View from my neighbors step. You can't make out much detail, b/c the tomato patch and the peppers have got huge and kinda obscure the rest of the garden.


These are the "black eyed peas" and the "black crowders" crawling up the south side of the house.

Some of the tomato bounty. I grew about 40 plant and probably about 20 different varieties. We have white (light yellow), green stripe, purple rose, old german yellow and pinks, bannana, yellow cherry, red cherry, roma, and many more...

Some of the black eyed peas after shelling. Ryan says he will make a minestrone soup.

A few bell peppers. I have left some out there to turn yellow, but they taste great green too.

A close up of my favorites. The green zebra tomato might be my all time favorite. Although the orange bannana tomato is in the competition.

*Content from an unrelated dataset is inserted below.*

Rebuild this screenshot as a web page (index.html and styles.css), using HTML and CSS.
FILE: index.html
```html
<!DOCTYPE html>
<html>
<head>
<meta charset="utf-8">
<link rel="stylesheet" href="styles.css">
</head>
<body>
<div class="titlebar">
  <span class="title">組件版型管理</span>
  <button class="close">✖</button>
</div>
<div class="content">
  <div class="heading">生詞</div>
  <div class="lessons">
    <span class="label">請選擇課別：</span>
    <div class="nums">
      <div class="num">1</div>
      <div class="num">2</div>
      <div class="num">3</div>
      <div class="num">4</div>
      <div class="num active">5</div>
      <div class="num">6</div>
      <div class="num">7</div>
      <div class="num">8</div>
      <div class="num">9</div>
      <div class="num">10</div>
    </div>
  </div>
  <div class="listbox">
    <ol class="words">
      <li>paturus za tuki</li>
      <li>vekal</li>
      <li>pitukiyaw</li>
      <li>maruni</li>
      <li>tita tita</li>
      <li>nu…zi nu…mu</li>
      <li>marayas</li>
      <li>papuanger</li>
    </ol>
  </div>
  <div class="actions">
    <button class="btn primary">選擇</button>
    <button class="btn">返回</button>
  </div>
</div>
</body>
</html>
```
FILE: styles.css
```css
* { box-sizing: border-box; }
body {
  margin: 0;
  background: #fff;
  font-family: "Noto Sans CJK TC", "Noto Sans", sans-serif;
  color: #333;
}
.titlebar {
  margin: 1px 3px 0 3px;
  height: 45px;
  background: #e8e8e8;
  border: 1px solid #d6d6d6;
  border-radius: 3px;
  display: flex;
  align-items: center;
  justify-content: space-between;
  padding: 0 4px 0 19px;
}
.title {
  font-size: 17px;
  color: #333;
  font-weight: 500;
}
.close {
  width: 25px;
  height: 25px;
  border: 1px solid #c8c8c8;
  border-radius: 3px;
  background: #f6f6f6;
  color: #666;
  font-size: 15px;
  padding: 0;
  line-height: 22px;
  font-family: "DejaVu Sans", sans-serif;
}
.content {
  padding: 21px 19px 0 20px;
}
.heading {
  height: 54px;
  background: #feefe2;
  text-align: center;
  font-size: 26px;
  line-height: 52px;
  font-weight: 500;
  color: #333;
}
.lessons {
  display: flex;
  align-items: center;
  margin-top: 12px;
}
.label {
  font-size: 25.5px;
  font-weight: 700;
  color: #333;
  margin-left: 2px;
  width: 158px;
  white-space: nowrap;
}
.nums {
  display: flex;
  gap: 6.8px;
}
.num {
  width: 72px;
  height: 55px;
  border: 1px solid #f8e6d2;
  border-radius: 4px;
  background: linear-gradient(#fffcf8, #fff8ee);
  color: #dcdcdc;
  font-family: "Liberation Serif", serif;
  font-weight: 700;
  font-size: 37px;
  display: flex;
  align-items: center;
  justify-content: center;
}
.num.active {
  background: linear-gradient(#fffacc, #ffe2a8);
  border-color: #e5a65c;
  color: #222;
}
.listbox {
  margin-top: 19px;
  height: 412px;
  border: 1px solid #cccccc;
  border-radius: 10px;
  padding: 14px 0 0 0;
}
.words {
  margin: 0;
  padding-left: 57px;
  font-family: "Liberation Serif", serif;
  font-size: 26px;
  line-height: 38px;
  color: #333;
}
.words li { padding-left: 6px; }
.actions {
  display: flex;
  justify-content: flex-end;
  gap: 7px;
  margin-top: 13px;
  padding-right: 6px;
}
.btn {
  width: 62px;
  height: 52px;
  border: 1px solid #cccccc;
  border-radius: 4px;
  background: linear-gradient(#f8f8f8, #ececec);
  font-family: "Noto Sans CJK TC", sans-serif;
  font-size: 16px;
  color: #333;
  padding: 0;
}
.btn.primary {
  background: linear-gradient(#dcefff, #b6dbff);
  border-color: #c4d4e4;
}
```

Eggplant of different varieties. The green ones are called "Laotion Green Stripe" and they are great in a curry.

More eggplant... we made a big eggplant parm with these

We have way too much red cabbage. It looks really good in the garden though. Ellen calls them the dinosour plant, b/c they don't feel like they belong in this age. I need to find some more cabbage recipes.

Tomatoes that will ripen on the vine.

The herb garden with some squash plants growing out of it.

Hot hungarian wax peppers. Once again, I grew far too many hot peppers.

Me buried in the corn field. The corn is making me proud. Now corn stem borers, no earworms, not problems with animals. And the corn tastes like candy.

One of our many snakes that patrol the garden. They are a good garden friend. They can't bite me I don't think.

Showing off the snake to John and Hiya. They are visiting from San Fran.

Tossing corn to our dinner guests. It is most sweet for the first hour after you pick it off the stalk.

A veiw from the tomato tunnel into the cabbage and brocolli

Old German yellow stripe. They get huge and they are very very tasty.

A lot of these pics are our friend Amy's. That is her foot.

Ellen and Elena showing off the tomatillos

Elena with the chard up front.

Ellen underneath the sunflowers

Hiya in the tomato tunnel

John playing "boll weevil" and "marxist cowboy".